++++ Material supplied

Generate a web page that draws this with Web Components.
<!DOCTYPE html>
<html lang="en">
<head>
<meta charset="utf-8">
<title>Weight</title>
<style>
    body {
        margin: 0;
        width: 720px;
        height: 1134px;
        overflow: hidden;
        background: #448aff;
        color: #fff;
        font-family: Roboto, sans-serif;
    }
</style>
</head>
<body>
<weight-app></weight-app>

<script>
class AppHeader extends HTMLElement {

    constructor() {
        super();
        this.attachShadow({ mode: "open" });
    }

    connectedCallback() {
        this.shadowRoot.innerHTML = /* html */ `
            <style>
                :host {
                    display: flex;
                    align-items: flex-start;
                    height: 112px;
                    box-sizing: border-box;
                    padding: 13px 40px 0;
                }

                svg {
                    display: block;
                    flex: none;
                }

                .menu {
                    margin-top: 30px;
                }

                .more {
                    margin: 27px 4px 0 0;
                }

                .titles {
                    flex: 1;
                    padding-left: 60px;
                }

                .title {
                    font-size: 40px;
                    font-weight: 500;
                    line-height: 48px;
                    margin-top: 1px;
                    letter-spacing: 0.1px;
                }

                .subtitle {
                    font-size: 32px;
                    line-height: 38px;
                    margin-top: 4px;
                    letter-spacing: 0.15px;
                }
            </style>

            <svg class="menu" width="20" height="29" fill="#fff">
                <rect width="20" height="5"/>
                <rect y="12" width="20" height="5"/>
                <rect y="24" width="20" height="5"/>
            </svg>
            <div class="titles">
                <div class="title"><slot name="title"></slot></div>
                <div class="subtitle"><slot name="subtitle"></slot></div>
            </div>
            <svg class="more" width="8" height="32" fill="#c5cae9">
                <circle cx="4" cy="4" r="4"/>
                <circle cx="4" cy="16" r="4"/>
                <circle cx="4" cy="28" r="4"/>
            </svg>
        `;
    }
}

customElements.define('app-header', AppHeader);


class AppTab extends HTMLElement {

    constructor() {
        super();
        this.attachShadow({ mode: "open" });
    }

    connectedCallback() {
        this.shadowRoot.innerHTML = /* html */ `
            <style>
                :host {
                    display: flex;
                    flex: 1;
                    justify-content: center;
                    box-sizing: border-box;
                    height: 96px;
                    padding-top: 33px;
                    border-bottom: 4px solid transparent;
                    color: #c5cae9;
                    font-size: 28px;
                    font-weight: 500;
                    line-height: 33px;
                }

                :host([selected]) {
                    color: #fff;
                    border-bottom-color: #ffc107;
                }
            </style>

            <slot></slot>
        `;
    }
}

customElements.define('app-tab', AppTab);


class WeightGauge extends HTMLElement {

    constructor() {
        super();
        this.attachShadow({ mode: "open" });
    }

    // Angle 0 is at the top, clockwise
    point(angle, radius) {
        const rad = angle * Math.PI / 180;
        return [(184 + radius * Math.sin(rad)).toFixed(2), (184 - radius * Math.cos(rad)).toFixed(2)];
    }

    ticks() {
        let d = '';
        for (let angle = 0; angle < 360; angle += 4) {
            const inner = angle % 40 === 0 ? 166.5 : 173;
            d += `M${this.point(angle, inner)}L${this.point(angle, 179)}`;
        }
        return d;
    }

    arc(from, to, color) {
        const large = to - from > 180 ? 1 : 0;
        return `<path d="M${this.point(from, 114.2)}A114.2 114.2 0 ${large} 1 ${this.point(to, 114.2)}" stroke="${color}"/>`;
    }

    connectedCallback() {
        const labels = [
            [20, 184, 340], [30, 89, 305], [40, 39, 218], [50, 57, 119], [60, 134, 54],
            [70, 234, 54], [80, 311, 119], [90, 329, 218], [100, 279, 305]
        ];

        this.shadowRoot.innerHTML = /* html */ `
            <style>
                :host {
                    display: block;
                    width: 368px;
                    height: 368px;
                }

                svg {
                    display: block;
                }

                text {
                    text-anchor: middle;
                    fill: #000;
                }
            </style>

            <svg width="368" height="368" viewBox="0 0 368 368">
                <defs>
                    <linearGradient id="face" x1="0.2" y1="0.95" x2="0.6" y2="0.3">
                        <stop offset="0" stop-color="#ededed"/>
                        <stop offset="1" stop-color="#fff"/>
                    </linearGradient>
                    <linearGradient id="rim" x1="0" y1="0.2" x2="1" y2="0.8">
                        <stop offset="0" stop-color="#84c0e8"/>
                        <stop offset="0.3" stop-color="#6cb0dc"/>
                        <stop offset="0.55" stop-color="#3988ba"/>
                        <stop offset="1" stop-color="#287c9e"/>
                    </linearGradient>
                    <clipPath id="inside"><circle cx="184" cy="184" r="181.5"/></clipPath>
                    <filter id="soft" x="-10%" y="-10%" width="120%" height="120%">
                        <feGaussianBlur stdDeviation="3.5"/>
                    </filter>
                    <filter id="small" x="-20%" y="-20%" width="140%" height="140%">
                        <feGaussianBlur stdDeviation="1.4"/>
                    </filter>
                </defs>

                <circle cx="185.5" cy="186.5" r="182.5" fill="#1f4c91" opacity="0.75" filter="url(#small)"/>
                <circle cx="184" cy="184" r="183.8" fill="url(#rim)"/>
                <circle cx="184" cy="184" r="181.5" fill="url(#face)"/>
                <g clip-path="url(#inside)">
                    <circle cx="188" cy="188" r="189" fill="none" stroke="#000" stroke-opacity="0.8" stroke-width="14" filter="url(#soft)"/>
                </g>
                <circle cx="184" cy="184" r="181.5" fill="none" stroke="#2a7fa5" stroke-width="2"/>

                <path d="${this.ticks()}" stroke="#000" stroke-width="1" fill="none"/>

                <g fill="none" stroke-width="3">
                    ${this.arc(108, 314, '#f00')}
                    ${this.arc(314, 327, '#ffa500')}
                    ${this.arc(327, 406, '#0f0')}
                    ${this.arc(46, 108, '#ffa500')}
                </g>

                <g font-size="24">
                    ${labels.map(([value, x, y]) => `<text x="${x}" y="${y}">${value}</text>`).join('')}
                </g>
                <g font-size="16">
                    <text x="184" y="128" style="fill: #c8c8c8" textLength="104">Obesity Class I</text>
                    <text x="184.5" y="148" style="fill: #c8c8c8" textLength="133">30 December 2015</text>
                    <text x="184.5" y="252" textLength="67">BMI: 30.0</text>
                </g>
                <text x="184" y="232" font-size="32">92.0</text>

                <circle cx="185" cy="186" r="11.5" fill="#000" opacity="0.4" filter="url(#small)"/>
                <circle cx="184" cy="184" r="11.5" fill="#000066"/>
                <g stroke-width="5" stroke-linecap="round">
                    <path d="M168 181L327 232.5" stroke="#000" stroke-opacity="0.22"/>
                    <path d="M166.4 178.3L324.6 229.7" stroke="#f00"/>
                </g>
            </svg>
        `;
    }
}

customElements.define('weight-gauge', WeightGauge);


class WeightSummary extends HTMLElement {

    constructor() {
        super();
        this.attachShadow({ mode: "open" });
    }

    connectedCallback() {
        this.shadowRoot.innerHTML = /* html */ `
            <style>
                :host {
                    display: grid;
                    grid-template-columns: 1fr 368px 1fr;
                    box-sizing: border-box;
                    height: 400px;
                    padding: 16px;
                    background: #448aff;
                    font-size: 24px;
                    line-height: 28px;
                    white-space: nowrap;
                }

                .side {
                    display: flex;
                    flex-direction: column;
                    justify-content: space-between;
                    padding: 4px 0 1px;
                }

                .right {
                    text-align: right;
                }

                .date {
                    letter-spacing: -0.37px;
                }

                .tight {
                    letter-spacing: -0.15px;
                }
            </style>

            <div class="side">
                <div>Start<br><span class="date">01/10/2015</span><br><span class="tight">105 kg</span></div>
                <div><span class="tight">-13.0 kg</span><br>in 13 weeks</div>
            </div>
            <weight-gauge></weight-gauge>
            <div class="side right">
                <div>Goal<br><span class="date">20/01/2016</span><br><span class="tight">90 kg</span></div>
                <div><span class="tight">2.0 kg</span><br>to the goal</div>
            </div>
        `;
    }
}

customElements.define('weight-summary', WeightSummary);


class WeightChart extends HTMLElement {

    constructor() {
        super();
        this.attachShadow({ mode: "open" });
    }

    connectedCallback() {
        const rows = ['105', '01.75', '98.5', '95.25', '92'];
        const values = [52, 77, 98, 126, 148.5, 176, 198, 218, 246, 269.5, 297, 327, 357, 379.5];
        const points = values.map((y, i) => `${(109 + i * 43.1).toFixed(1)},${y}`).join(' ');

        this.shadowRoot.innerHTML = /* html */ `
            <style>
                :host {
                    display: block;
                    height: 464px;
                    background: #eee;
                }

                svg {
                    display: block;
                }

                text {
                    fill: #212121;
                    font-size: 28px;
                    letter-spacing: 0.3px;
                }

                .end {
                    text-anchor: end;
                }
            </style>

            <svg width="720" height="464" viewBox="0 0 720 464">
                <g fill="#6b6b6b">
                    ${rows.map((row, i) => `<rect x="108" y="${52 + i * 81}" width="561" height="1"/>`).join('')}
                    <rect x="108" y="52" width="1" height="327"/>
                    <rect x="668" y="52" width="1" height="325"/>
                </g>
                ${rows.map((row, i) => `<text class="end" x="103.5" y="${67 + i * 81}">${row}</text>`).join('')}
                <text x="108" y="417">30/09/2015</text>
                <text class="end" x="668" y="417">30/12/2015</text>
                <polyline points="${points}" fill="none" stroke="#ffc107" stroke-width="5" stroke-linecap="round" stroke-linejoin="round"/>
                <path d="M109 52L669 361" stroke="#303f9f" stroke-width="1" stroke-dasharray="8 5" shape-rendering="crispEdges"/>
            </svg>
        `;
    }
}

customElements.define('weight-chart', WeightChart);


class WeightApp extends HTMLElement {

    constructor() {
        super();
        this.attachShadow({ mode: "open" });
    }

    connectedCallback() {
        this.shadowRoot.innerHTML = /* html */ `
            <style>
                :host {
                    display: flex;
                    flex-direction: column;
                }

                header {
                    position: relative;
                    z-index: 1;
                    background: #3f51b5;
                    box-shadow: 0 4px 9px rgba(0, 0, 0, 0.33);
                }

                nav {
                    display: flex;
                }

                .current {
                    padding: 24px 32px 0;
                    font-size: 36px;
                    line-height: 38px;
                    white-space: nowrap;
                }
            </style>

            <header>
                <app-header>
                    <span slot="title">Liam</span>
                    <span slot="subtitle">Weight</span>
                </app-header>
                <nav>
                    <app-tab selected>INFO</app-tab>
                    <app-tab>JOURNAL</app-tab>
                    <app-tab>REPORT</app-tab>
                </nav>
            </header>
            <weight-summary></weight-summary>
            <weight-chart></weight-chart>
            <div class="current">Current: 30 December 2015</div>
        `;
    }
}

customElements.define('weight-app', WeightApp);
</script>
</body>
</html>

++++++++
++++ Material supplied

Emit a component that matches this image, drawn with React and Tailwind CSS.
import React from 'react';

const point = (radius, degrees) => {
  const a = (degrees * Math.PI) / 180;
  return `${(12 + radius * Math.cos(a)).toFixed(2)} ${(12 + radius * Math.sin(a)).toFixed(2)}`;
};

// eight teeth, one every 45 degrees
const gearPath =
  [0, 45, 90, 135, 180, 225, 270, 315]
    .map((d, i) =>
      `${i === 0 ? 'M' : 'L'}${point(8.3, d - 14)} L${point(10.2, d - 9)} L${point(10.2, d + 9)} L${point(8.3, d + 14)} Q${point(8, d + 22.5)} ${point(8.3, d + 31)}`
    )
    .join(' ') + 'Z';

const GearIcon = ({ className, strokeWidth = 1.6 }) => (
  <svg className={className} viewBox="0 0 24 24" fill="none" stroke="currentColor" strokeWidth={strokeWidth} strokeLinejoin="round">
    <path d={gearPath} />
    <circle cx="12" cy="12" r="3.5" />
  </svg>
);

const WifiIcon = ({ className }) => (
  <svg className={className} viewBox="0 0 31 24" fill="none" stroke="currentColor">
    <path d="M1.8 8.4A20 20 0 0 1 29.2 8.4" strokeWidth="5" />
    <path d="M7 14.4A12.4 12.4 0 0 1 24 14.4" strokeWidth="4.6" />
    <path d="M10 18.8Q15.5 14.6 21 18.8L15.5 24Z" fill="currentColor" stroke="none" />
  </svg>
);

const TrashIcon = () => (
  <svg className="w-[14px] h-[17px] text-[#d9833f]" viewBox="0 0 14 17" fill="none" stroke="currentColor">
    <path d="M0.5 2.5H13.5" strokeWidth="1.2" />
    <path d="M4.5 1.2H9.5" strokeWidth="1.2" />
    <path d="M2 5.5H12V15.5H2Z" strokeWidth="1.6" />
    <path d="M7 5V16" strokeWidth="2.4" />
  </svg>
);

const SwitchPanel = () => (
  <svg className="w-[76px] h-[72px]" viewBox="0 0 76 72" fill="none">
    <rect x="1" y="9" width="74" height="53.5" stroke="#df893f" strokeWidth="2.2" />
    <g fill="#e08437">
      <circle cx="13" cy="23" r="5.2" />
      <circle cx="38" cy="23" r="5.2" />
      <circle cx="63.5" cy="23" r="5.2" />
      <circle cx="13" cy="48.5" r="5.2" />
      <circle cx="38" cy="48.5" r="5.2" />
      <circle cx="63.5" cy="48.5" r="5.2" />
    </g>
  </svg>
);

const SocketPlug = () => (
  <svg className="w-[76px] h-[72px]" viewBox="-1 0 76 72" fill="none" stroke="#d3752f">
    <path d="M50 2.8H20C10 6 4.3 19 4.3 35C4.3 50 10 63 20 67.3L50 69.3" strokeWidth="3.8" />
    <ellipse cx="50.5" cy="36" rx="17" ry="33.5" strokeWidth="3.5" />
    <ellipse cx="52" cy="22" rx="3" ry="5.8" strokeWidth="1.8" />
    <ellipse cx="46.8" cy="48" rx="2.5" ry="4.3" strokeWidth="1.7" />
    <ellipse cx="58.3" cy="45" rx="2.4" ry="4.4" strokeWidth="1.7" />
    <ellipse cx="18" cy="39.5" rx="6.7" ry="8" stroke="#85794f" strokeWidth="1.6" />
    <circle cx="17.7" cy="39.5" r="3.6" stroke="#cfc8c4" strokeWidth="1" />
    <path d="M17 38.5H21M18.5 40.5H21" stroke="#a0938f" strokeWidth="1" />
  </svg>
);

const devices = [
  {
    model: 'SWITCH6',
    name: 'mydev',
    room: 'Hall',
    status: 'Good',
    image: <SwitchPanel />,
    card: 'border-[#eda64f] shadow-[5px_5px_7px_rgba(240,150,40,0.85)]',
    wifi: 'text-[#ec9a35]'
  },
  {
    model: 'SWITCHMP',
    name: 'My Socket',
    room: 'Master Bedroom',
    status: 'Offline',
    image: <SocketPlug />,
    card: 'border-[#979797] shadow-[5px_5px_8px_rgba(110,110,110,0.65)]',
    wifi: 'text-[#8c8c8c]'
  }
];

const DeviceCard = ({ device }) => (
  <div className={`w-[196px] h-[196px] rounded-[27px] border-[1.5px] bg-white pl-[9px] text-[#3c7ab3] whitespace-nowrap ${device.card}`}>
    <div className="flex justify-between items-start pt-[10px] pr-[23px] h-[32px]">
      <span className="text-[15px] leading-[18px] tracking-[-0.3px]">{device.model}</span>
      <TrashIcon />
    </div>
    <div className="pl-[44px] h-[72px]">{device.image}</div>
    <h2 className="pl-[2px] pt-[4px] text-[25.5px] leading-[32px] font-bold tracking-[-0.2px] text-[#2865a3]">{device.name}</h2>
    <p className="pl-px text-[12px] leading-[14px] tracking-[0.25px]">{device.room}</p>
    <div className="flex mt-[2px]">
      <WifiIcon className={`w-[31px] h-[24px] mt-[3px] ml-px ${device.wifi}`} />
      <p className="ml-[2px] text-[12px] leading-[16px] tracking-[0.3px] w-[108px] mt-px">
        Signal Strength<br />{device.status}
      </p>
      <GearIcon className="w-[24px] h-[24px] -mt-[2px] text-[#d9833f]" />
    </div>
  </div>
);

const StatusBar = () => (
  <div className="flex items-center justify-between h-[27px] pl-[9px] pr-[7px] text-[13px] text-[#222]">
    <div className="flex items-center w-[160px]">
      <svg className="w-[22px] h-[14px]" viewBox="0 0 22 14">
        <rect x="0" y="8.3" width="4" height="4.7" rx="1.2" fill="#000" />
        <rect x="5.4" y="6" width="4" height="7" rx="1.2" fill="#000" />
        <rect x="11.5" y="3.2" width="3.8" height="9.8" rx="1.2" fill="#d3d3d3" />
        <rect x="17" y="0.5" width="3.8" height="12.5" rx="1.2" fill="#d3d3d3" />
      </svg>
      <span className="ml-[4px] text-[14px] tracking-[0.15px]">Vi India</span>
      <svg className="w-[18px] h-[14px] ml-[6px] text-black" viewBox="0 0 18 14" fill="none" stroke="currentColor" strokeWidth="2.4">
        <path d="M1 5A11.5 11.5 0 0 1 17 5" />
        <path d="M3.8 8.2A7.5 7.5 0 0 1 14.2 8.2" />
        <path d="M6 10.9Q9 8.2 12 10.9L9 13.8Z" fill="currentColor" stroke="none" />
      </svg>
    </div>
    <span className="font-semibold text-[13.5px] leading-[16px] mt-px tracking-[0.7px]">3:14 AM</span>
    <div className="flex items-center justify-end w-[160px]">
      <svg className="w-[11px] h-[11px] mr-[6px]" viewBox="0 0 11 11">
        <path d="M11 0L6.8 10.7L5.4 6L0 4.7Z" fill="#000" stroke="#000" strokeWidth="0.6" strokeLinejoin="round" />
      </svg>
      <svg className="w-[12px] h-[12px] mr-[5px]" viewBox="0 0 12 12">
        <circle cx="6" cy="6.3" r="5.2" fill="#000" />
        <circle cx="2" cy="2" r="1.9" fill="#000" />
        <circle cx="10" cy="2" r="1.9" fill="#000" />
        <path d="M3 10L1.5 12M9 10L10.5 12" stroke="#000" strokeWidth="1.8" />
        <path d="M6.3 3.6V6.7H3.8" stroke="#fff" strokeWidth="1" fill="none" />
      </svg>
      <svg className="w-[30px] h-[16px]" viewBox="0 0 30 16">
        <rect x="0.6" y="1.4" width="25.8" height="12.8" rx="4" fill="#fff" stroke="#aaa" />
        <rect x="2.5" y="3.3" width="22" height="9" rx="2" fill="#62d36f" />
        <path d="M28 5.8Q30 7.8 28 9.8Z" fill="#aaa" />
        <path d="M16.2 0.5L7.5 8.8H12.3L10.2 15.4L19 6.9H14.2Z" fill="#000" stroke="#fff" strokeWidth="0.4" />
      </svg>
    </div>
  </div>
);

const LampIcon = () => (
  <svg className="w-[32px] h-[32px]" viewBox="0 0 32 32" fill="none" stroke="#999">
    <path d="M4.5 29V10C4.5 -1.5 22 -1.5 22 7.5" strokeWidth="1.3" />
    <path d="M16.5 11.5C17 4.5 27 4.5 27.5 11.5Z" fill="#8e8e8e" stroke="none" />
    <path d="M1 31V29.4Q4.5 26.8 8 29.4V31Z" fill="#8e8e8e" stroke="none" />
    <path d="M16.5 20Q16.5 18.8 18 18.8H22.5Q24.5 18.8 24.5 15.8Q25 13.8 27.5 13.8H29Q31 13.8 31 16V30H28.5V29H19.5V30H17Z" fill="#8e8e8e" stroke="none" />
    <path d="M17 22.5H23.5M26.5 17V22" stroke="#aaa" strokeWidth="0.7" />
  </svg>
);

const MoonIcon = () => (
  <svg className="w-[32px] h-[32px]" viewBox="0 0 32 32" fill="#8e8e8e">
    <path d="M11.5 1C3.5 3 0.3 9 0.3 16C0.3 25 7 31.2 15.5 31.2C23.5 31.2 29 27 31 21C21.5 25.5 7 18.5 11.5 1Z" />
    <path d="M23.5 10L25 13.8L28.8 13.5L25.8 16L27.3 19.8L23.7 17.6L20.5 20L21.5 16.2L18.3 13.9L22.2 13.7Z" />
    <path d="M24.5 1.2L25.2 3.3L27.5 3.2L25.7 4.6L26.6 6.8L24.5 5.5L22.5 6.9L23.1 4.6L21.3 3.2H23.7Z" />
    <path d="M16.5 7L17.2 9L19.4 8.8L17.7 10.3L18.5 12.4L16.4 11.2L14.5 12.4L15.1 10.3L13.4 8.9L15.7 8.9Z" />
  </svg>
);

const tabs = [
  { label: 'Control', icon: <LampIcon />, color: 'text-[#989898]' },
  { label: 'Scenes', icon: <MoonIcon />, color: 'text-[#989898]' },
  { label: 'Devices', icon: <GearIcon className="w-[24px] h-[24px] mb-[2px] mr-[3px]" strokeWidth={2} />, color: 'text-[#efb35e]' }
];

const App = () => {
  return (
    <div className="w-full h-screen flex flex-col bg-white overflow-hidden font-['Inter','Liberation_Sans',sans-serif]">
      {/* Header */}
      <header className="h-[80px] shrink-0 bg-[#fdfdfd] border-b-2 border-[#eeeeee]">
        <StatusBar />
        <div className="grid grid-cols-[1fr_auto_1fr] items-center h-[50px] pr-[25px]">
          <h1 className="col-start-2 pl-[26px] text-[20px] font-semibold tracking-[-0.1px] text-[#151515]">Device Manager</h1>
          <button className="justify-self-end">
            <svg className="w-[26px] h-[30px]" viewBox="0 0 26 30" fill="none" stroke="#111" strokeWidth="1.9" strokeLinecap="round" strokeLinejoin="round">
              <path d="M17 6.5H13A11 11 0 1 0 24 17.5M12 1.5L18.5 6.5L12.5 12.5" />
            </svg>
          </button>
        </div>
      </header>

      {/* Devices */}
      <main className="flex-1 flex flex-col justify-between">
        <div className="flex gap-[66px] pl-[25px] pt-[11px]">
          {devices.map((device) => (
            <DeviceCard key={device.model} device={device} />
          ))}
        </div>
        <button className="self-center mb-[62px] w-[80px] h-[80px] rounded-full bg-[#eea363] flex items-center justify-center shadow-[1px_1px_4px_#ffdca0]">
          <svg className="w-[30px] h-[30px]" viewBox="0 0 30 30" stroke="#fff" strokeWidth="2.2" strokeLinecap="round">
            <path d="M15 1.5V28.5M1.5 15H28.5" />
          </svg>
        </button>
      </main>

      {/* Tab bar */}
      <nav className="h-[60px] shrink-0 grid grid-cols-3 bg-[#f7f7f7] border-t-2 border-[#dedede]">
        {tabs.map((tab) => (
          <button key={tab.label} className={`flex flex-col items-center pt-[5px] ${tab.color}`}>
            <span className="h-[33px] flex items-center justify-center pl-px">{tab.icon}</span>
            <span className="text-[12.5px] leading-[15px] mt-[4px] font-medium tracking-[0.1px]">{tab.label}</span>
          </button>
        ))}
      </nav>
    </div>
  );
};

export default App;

++++++++

### Requirements
Retype the records above, but only those lines that fall between the line containing "Generate a web" and the line containing "class AppHeader extends", with both of those lines included, exactly as written.

### Correct response
Generate a web page that draws this with Web Components.
<!DOCTYPE html>
<html lang="en">
<head>
<meta charset="utf-8">
<title>Weight</title>
<style>
    body {
        margin: 0;
        width: 720px;
        height: 1134px;
        overflow: hidden;
        background: #448aff;
        color: #fff;
        font-family: Roboto, sans-serif;
    }
</style>
</head>
<body>
<weight-app></weight-app>

<script>
class AppHeader extends HTMLElement {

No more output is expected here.